Where do you play today and where can we hear the music ?
Itunes.com ‘the lyle and sparkleface band
Are there any other aspects of your life, things that you love that find their way to your paintings?
Yes, my children are with me with every brushstroke. I paint and consider conversations, I paint and replay dialogs, I remember the dead, I honor broken relationships. I am fortunate in that I understand that through painting, as a primal communication, all aspects of life and thought reveal themselves.
Who are the artists that inspire you ?
Twombley’s courage, Degas’ neverrending careless accuracy,
michalangelos’ mind, chopin’s wisdom and storytelling through melody, Jim Henson’s heart. The list is endless. If we are open to true voices, they will find us.
Do you listen to music while you paint? What did you listen to when you created “The Great Cantaloupe Day” ?
I was listening to Thomas Wolfe’s “look homeward angel’ on audio book. I some days listen to the birds speaking with the car horns, other days it’s March 1, 1969 Dark Star by the grateful Dead. It depends on the mood I suppose.

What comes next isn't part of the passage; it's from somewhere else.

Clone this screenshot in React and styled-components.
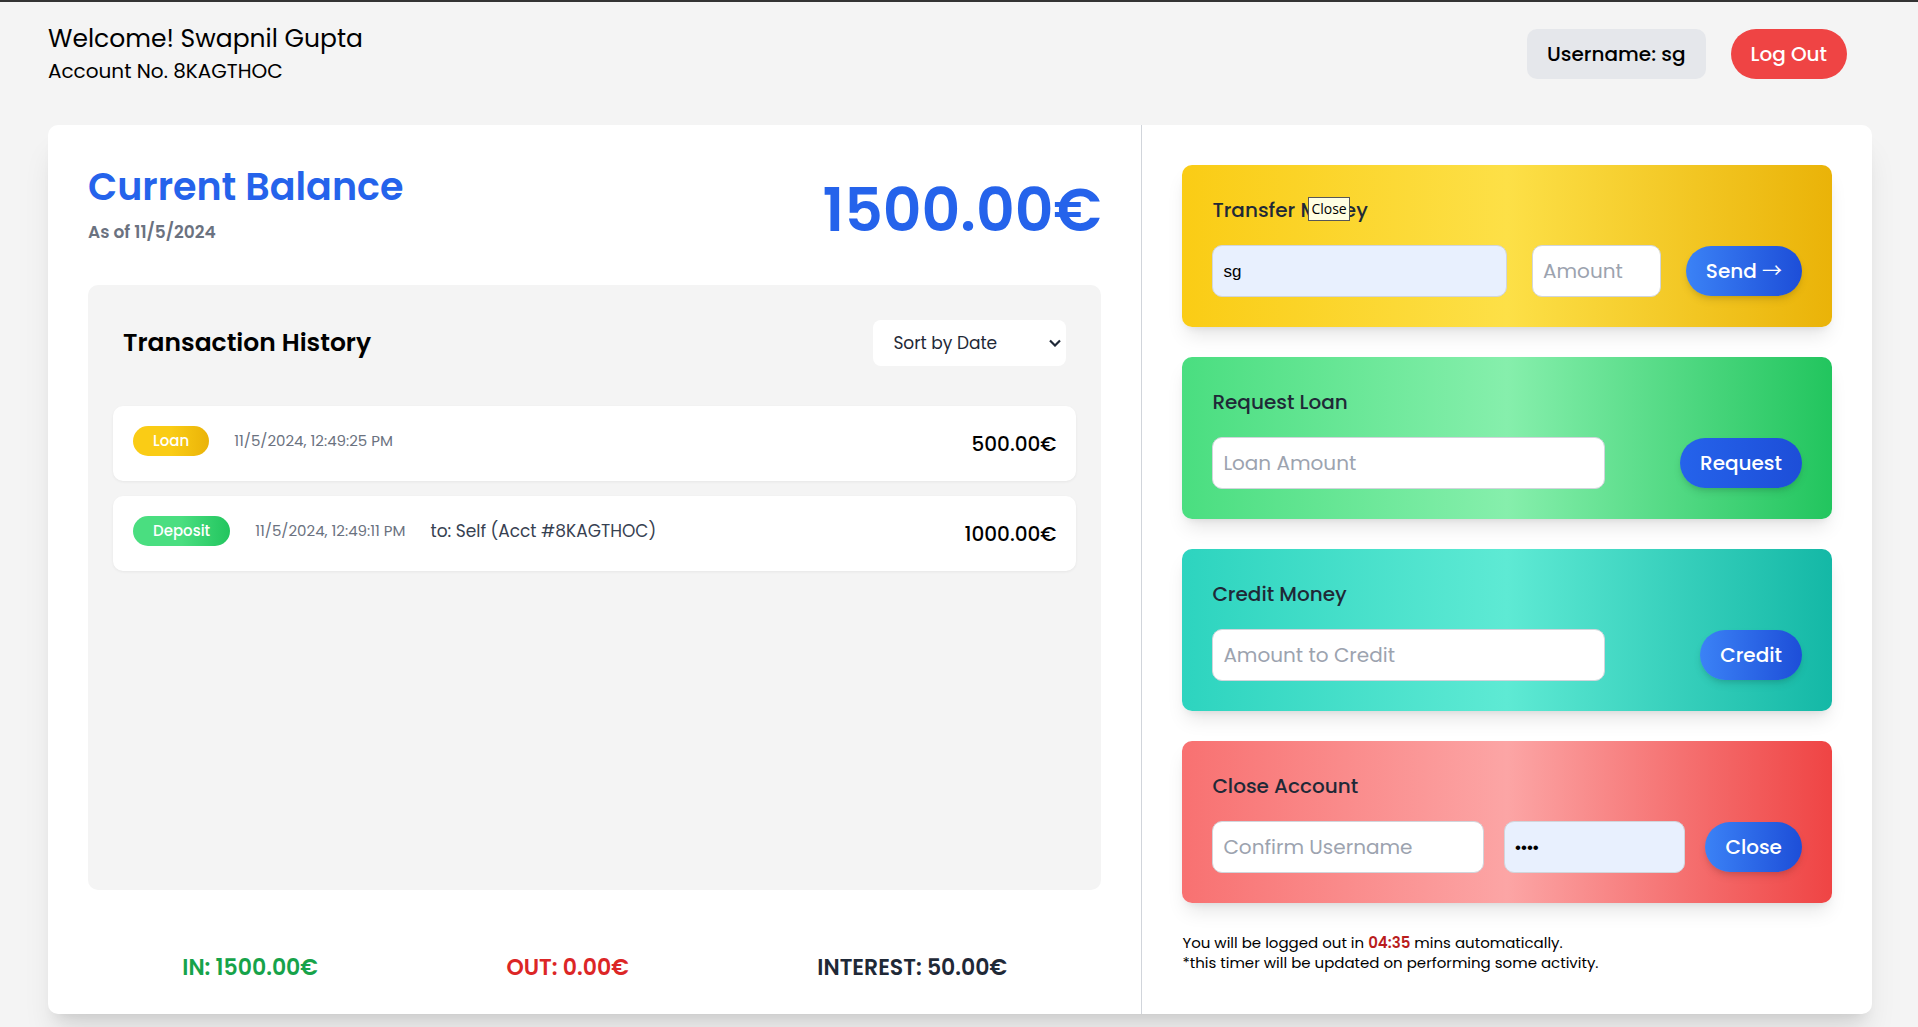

In your blog you share with your readers drawing and your work. Does it give you motivation and inspiration or is it a business move?
I feel like I want to be the artist I wish I could have studied when I was young. No secrets, just sharing, because in the end, we are all we have.

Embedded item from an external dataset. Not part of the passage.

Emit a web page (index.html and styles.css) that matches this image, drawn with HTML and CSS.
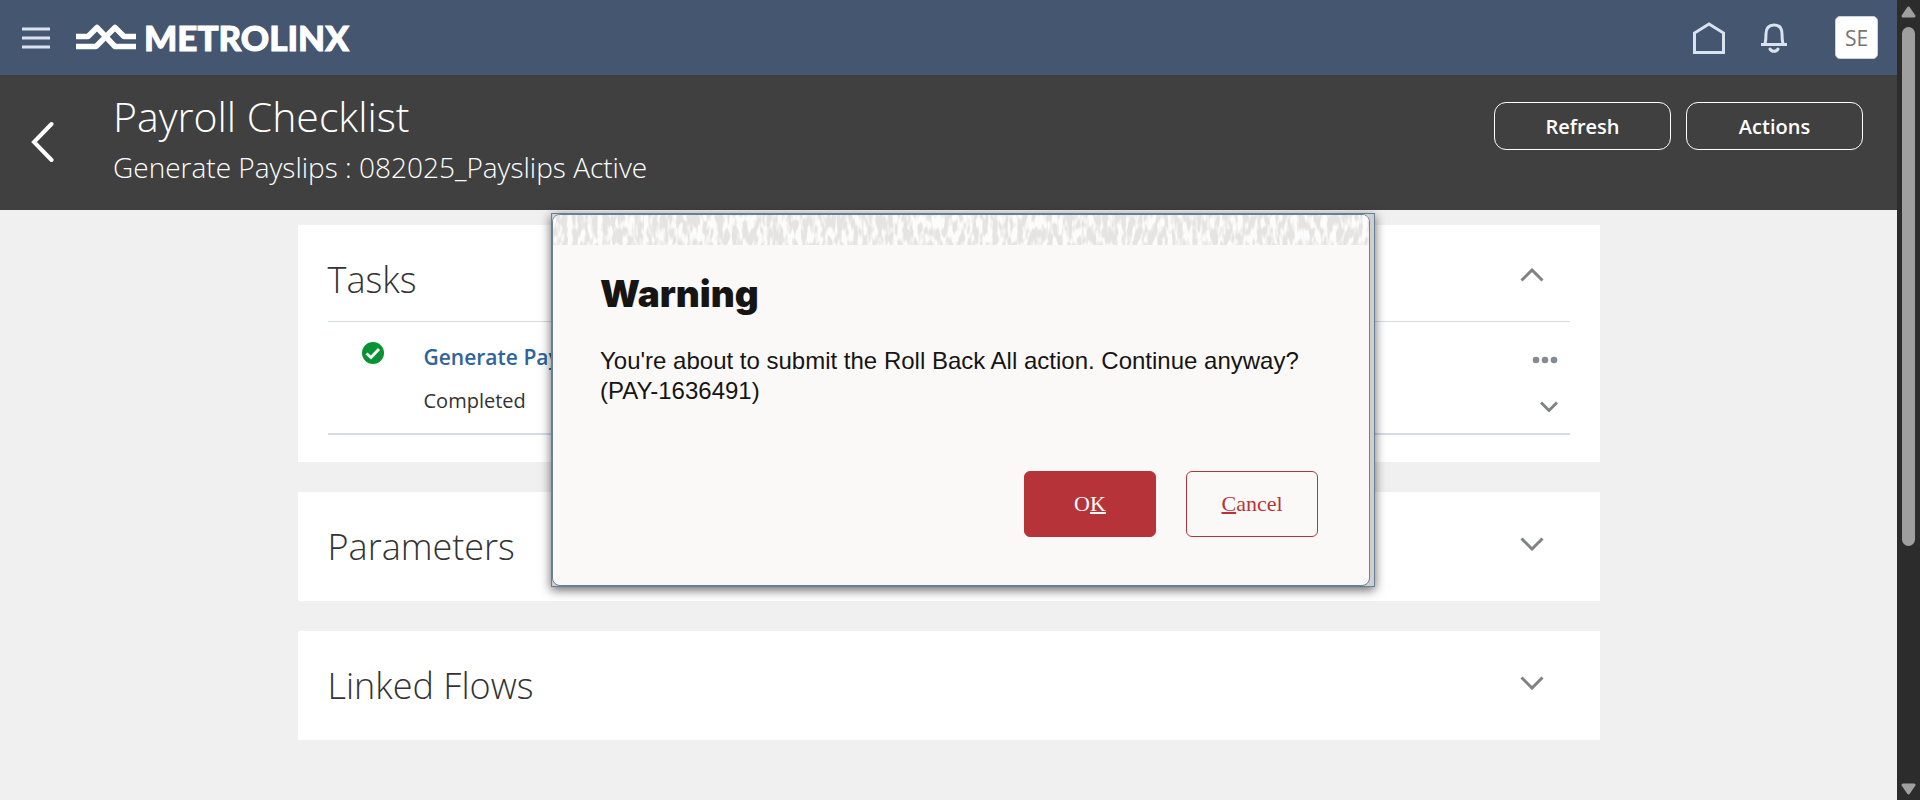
FILE: index.html
```html
<!DOCTYPE html>
<html lang="en">
<head>
<meta charset="utf-8">
<meta name="viewport" content="width=device-width, initial-scale=1">
<title>Payroll Checklist</title>
<link rel="stylesheet" href="styles.css">
</head>
<body>
<div class="page">
  <header class="topbar">
    <button class="icon-btn menu" aria-label="Navigator">
      <svg width="28" height="22" viewBox="0 0 28 22" stroke="#d9e2ef" stroke-width="3"><path d="M0 2h28M0 11h28M0 20h28"/></svg>
    </button>
    <a class="brand" href="#">
      <svg width="62" height="26" viewBox="0 0 62 26" fill="none" stroke="#fff" stroke-width="5.5" stroke-linejoin="round"><path d="M1 12.500H13L22 3.500L40 22.500H61"/><path d="M1 22.500H21L40 3.500L49 12.500H61"/></svg>
      <span>METROLINX</span>
    </a>
    <nav class="tools">
      <button class="icon-btn" aria-label="Home">
        <svg width="34" height="34" viewBox="0 0 34 34" fill="none" stroke="#d9e2ef" stroke-width="3"><path d="M2.500 31.500V12L17 3L31.500 12V31.500Z"/></svg>
      </button>
      <button class="icon-btn bell" aria-label="Notifications">
        <svg width="26" height="30" viewBox="0 0 26 30" fill="none" stroke="#d9e2ef" stroke-width="3"><path d="M0 21.500H26M4 21C5 17 5 15 5 11C5 5 8 2 13 2S21 5 21 11C21 15 21 17 22 21"/><path d="M9 26C10.500 29 15.500 29 17 26" stroke-linecap="round"/></svg>
      </button>
      <button class="avatar">SE</button>
    </nav>
  </header>
  <section class="titlebar">
    <button class="icon-btn back" aria-label="Back">
      <svg width="24" height="44" viewBox="0 0 24 44" fill="none" stroke="#fff" stroke-width="4" stroke-linecap="round"><path d="M21.500 4L4 22L21.500 40"/></svg>
    </button>
    <div class="titles">
      <h1>Payroll Checklist</h1>
      <p>Generate Payslips : 082025_Payslips Active</p>
    </div>
    <div class="actions">
      <button class="outline-btn">Refresh</button>
      <button class="outline-btn">Actions</button>
    </div>
  </section>
  <main class="cards">
    <section class="card tasks">
      <div class="card-head">
        <h2>Tasks</h2>
        <button class="icon-btn" aria-label="Collapse Tasks"><svg width="24" height="14" viewBox="0 0 24 14" class="chev"><path d="M1.500 12.500L12 2L22.500 12.500"/></svg></button>
      </div>
      <div class="task">
        <svg class="status" width="22" height="22" viewBox="0 0 22 22"><circle cx="11" cy="11" r="11" fill="#069334"/><path d="M4.500 11.500L9 15.500L17 7" fill="none" stroke="#fff" stroke-width="3"/></svg>
        <div class="task-text">
          <a href="#">Generate Payslips</a>
          <span>Completed</span>
        </div>
        <div class="task-tools">
          <button class="icon-btn" aria-label="Task actions"><svg width="26" height="8" viewBox="0 0 26 8" fill="#858b8f"><circle cx="4" cy="4" r="3.300"/><circle cx="13" cy="4" r="3.300"/><circle cx="22" cy="4" r="3.300"/></svg></button>
          <button class="icon-btn" aria-label="Show details"><svg width="18" height="12" viewBox="0 0 18 12" class="chev"><path d="M1 1.500L9 9.500L17 1.500"/></svg></button>
        </div>
      </div>
    </section>
    <section class="card">
      <div class="card-head">
        <h2>Parameters</h2>
        <button class="icon-btn" aria-label="Expand Parameters"><svg width="24" height="14" viewBox="0 0 24 14" class="chev"><path d="M1.500 1.500L12 12L22.500 1.500"/></svg></button>
      </div>
    </section>
    <section class="card">
      <div class="card-head">
        <h2>Linked Flows</h2>
        <button class="icon-btn" aria-label="Expand Linked Flows"><svg width="24" height="14" viewBox="0 0 24 14" class="chev"><path d="M1.500 1.500L12 12L22.500 1.500"/></svg></button>
      </div>
    </section>
  </main>
</div>
<div class="scrollbar" aria-hidden="true">
  <svg width="15" height="12" viewBox="0 0 15 12"><path d="M7.500 2L13 10H2Z" fill="#9f9f9f" stroke="#9f9f9f" stroke-width="3" stroke-linejoin="round"/></svg>
  <div class="track"><div class="thumb"></div></div>
  <svg width="15" height="12" viewBox="0 0 15 12"><path d="M7.500 10L13 2H2Z" fill="#9f9f9f" stroke="#9f9f9f" stroke-width="3" stroke-linejoin="round"/></svg>
</div>
<div class="dialog" role="alertdialog" aria-labelledby="dlg-title" aria-describedby="dlg-text">
  <div class="dialog-panel">
    <svg class="texture" width="100%" height="30" aria-hidden="true">
      <filter id="grain" x="0" y="0" width="100%" height="100%">
        <feTurbulence type="fractalNoise" baseFrequency="0.2 0.07" numOctaves="2" seed="4"/>
        <feColorMatrix values="0 0 0 0 0.98  0 0 0 0 0.975  0 0 0 0 0.97  5 0 0 0 -2.1"/>
      </filter>
      <rect width="100%" height="30" fill="#e5e4e3"/>
      <rect width="100%" height="30" filter="url(#grain)"/>
    </svg>
    <div class="dialog-body">
      <h2 id="dlg-title">Warning</h2>
      <p id="dlg-text">You're about to submit the Roll Back All action. Continue anyway? (PAY-1636491)</p>
      <div class="dialog-buttons">
        <button class="primary">O<u>K</u></button>
        <button class="secondary"><u>C</u>ancel</button>
      </div>
    </div>
  </div>
</div>
</body>
</html>
```

FILE: styles.css
```css
* { box-sizing: border-box; }
body {
  margin: 0;
  min-height: 100vh;
  display: flex;
  position: relative;
  background: #f0f0f0;
  color: #333;
  font-family: "Open Sans", "Noto Sans", sans-serif;
}
h1, h2, p { margin: 0; }
button { font: inherit; cursor: pointer; }
svg { display: block; }
.icon-btn { border: 0; padding: 0; background: none; }
.page { flex: 1; }

.topbar {
  display: flex;
  align-items: center;
  height: 75px;
  padding: 0 19px 0 22px;
  background: #455670;
}
.brand {
  display: flex;
  align-items: center;
  gap: 7px;
  margin-left: 25px;
  padding-bottom: 1px;
  color: #fff;
  font-family: Lato, sans-serif;
  font-size: 35px;
  font-weight: 900;
  line-height: 40px;
  text-decoration: none;
  -webkit-text-stroke: 1px #fff;
}
.tools { display: flex; align-items: center; margin-left: auto; }
.bell { margin: 0 48px 0 35px; }
.avatar {
  width: 43px;
  height: 43px;
  padding: 0;
  border: 1px solid #c9d3e0;
  border-radius: 5px;
  background: #fff;
  color: #757575;
  font-size: 21px;
}

.titlebar {
  display: flex;
  align-items: flex-start;
  height: 135px;
  padding-right: 34px;
  background: #404040;
  color: #fff;
}
.back { margin: 45px 0 0 30px; }
.titles { margin: 14px 0 0 59px; font-weight: 300; }
.titles h1 { font-size: 41px; line-height: 54px; font-weight: 300; }
.titles p { font-size: 28px; line-height: 48px; }
.actions { display: flex; gap: 15px; margin: 27px 0 0 auto; }
.outline-btn {
  width: 177px;
  height: 48px;
  border: 1px solid #fff;
  border-radius: 12px;
  background: none;
  color: #fff;
  font-size: 20px;
  font-weight: 600;
}

.cards {
  display: flex;
  flex-direction: column;
  gap: 30px;
  max-width: 1302px;
  margin: 15px auto 0;
}
.card { padding: 0 30px; background: #fff; }
.tasks { padding-bottom: 27px; }
.card-head {
  display: flex;
  align-items: center;
  justify-content: space-between;
  height: 109px;
  padding-right: 26px;
}
.card-head .icon-btn { margin-bottom: 6px; }
.card-head h2 { font-size: 36px; line-height: 50px; font-weight: 300; }
.tasks .card-head { height: 97px; border-bottom: 1px solid #d3dde6; }
.tasks .card-head .icon-btn { margin-top: 4px; margin-bottom: 0; }
.tasks .card-head h2 { margin-top: 14px; }
.chev { fill: none; stroke: #7f8386; stroke-width: 3; }
.task {
  display: flex;
  align-items: flex-start;
  height: 113px;
  padding-left: 34px;
  border-bottom: 2px solid #d3dde6;
}
.status { margin-top: 20px; }
.task-text {
  display: flex;
  flex-direction: column;
  gap: 14px;
  margin: 20px 0 0 40px;
  font-size: 20px;
  line-height: 30px;
}
.task-text a { color: #30649b; font-size: 21px; font-weight: 600; text-decoration: none; }
.task-tools {
  display: flex;
  flex-direction: column;
  align-items: flex-end;
  gap: 37px;
  margin: 34px 12px 0 auto;
}

.scrollbar {
  display: flex;
  flex-direction: column;
  align-items: center;
  width: 23px;
  padding: 6px 0 5px;
  background: #2c2c2c;
}
.track { flex: 1; padding-top: 9px; }
.thumb { width: 13px; height: 519px; border-radius: 7px; background: #9f9f9f; }

.dialog {
  position: absolute;
  top: 213px;
  left: 551px;
  width: 824px;
  padding-right: 4px;
  border: 1px solid #66809a;
  background: #cfcfcf;
  box-shadow: 0 3px 10px rgba(0, 0, 0, 0.6);
}
.dialog-panel {
  overflow: hidden;
  border: 1px solid #66809a;
  border-radius: 8px;
  background: #fbf9f8;
}
.dialog-body {
  padding: 27px 51px 48px 47px;
  color: #161513;
  font-family: "Liberation Sans", sans-serif;
}
.dialog-body h2 {
  font-family: Inter, sans-serif;
  font-size: 37px;
  line-height: 44px;
  font-weight: 900;
}
.dialog-body p { margin-top: 30px; font-size: 24px; line-height: 30px; }
.dialog-buttons {
  display: flex;
  justify-content: flex-end;
  gap: 30px;
  margin-top: 65px;
  font-family: "Liberation Serif", serif;
  font-size: 22px;
}
.dialog-buttons button {
  width: 132px;
  height: 66px;
  border: 1px solid #b63439;
  border-radius: 6px;
}
.primary { background: #b63439; color: #fff; }
.secondary { background: none; color: #b63439; }
.dialog-buttons u { text-decoration-thickness: 2px; }
```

Other art that you are passionate about movies, books, theater ?
yes yes and yes! and history. Getting to the bottom of what actually
happened in other times, reading through the lines and cracking the
mysteries. I find the more I try an answer questions of our past, our earth, our sciences, the more questions arrive. I just hope to be alive long enough to fill my bowl of love and knowledge.
One Wish for humans?
To make empathy a priority. To understand it is better to be kind than right.